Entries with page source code
__________________________________________________
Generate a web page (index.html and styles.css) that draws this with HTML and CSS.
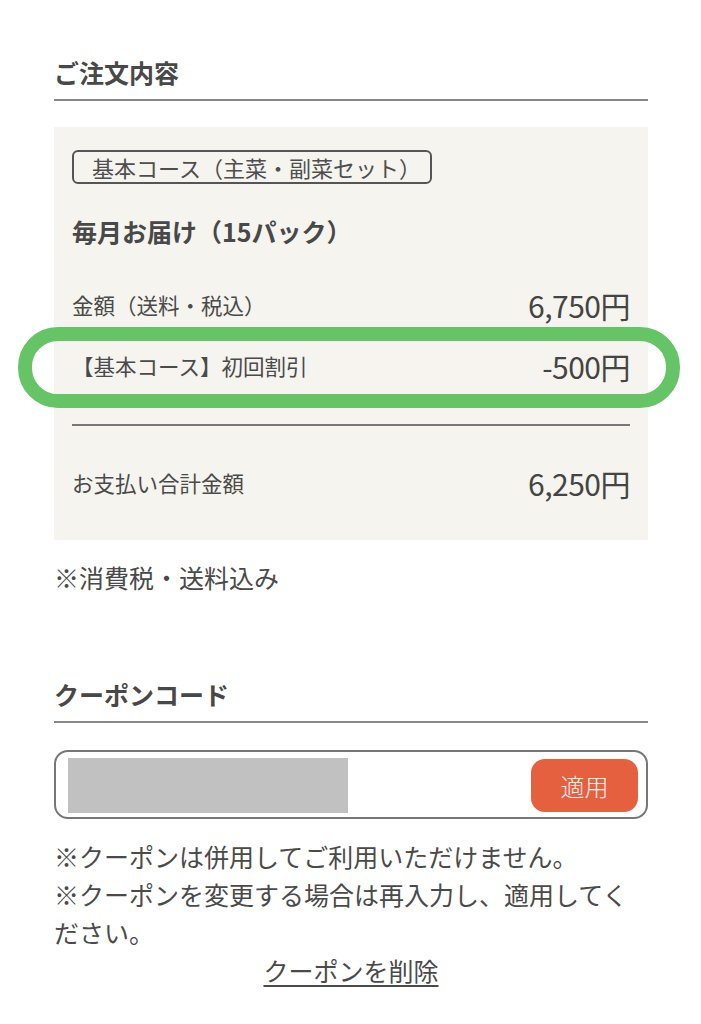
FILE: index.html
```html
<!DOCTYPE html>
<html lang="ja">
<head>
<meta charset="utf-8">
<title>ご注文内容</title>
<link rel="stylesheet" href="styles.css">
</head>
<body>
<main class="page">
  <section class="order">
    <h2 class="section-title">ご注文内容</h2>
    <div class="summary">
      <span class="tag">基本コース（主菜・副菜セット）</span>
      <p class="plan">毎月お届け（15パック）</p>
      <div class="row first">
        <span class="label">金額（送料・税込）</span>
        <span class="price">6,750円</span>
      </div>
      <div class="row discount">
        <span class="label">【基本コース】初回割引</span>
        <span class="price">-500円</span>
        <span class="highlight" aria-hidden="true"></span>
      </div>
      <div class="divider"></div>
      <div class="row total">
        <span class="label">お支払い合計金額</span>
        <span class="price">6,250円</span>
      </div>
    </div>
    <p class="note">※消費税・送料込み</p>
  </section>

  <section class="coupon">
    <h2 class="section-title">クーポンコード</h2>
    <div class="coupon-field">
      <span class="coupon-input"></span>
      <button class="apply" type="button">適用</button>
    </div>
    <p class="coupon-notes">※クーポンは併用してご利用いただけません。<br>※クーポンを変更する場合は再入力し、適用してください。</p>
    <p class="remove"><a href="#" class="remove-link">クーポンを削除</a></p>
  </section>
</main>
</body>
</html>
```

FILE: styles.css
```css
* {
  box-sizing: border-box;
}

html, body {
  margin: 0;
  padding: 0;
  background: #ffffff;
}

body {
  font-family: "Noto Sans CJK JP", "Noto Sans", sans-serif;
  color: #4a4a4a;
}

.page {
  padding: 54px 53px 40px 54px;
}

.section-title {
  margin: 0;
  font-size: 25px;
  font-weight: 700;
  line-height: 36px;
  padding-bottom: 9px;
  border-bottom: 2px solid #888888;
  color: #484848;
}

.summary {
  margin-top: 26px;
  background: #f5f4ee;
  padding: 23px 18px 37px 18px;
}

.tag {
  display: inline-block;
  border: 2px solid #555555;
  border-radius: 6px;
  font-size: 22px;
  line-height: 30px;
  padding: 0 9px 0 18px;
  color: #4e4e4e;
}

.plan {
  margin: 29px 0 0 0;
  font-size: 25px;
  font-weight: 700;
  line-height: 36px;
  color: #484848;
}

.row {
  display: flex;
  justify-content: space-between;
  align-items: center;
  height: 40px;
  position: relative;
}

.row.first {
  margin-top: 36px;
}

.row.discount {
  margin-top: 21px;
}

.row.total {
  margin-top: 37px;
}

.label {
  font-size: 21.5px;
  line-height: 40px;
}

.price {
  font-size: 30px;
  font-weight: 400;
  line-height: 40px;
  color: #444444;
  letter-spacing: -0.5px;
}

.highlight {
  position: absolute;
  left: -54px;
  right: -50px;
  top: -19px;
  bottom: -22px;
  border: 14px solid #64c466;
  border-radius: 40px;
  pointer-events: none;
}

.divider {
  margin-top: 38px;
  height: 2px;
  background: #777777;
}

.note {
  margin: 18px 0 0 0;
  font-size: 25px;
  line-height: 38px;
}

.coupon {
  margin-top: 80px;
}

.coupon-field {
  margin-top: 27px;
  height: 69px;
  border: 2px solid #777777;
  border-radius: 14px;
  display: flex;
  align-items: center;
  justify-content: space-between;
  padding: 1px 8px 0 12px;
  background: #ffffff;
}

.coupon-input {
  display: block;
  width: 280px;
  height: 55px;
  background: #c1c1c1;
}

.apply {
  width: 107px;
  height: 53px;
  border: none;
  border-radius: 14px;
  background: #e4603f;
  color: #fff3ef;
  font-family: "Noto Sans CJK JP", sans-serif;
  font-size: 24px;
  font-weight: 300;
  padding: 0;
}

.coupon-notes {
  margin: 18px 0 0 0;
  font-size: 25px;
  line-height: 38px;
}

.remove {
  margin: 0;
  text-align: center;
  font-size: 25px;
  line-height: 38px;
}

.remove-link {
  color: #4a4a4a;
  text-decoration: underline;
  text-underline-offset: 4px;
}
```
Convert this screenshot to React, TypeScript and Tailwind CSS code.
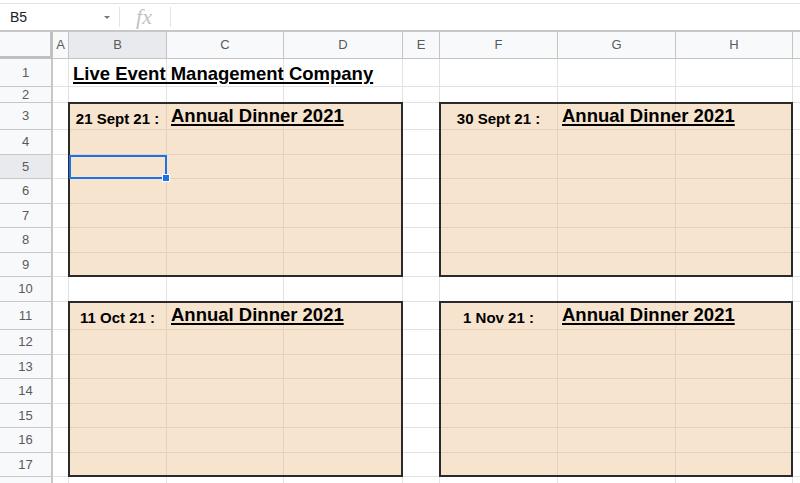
__________________________________________________
> [Request] Are you able to set down all the lines above exactly, without any pictures?

> [Answer to the problem]
Generate a web page (index.html and styles.css) that draws this with HTML and CSS.
FILE: index.html
```html
<!DOCTYPE html>
<html lang="ja">
<head>
<meta charset="utf-8">
<title>ご注文内容</title>
<link rel="stylesheet" href="styles.css">
</head>
<body>
<main class="page">
  <section class="order">
    <h2 class="section-title">ご注文内容</h2>
    <div class="summary">
      <span class="tag">基本コース（主菜・副菜セット）</span>
      <p class="plan">毎月お届け（15パック）</p>
      <div class="row first">
        <span class="label">金額（送料・税込）</span>
        <span class="price">6,750円</span>
      </div>
      <div class="row discount">
        <span class="label">【基本コース】初回割引</span>
        <span class="price">-500円</span>
        <span class="highlight" aria-hidden="true"></span>
      </div>
      <div class="divider"></div>
      <div class="row total">
        <span class="label">お支払い合計金額</span>
        <span class="price">6,250円</span>
      </div>
    </div>
    <p class="note">※消費税・送料込み</p>
  </section>

  <section class="coupon">
    <h2 class="section-title">クーポンコード</h2>
    <div class="coupon-field">
      <span class="coupon-input"></span>
      <button class="apply" type="button">適用</button>
    </div>
    <p class="coupon-notes">※クーポンは併用してご利用いただけません。<br>※クーポンを変更する場合は再入力し、適用してください。</p>
    <p class="remove"><a href="#" class="remove-link">クーポンを削除</a></p>
  </section>
</main>
</body>
</html>
```

FILE: styles.css
```css
* {
  box-sizing: border-box;
}

html, body {
  margin: 0;
  padding: 0;
  background: #ffffff;
}

body {
  font-family: "Noto Sans CJK JP", "Noto Sans", sans-serif;
  color: #4a4a4a;
}

.page {
  padding: 54px 53px 40px 54px;
}

.section-title {
  margin: 0;
  font-size: 25px;
  font-weight: 700;
  line-height: 36px;
  padding-bottom: 9px;
  border-bottom: 2px solid #888888;
  color: #484848;
}

.summary {
  margin-top: 26px;
  background: #f5f4ee;
  padding: 23px 18px 37px 18px;
}

.tag {
  display: inline-block;
  border: 2px solid #555555;
  border-radius: 6px;
  font-size: 22px;
  line-height: 30px;
  padding: 0 9px 0 18px;
  color: #4e4e4e;
}

.plan {
  margin: 29px 0 0 0;
  font-size: 25px;
  font-weight: 700;
  line-height: 36px;
  color: #484848;
}

.row {
  display: flex;
  justify-content: space-between;
  align-items: center;
  height: 40px;
  position: relative;
}

.row.first {
  margin-top: 36px;
}

.row.discount {
  margin-top: 21px;
}

.row.total {
  margin-top: 37px;
}

.label {
  font-size: 21.5px;
  line-height: 40px;
}

.price {
  font-size: 30px;
  font-weight: 400;
  line-height: 40px;
  color: #444444;
  letter-spacing: -0.5px;
}

.highlight {
  position: absolute;
  left: -54px;
  right: -50px;
  top: -19px;
  bottom: -22px;
  border: 14px solid #64c466;
  border-radius: 40px;
  pointer-events: none;
}

.divider {
  margin-top: 38px;
  height: 2px;
  background: #777777;
}

.note {
  margin: 18px 0 0 0;
  font-size: 25px;
  line-height: 38px;
}

.coupon {
  margin-top: 80px;
}

.coupon-field {
  margin-top: 27px;
  height: 69px;
  border: 2px solid #777777;
  border-radius: 14px;
  display: flex;
  align-items: center;
  justify-content: space-between;
  padding: 1px 8px 0 12px;
  background: #ffffff;
}

.coupon-input {
  display: block;
  width: 280px;
  height: 55px;
  background: #c1c1c1;
}

.apply {
  width: 107px;
  height: 53px;
  border: none;
  border-radius: 14px;
  background: #e4603f;
  color: #fff3ef;
  font-family: "Noto Sans CJK JP", sans-serif;
  font-size: 24px;
  font-weight: 300;
  padding: 0;
}

.coupon-notes {
  margin: 18px 0 0 0;
  font-size: 25px;
  line-height: 38px;
}

.remove {
  margin: 0;
  text-align: center;
  font-size: 25px;
  line-height: 38px;
}

.remove-link {
  color: #4a4a4a;
  text-decoration: underline;
  text-underline-offset: 4px;
}
```
Convert this screenshot to React, TypeScript and Tailwind CSS code.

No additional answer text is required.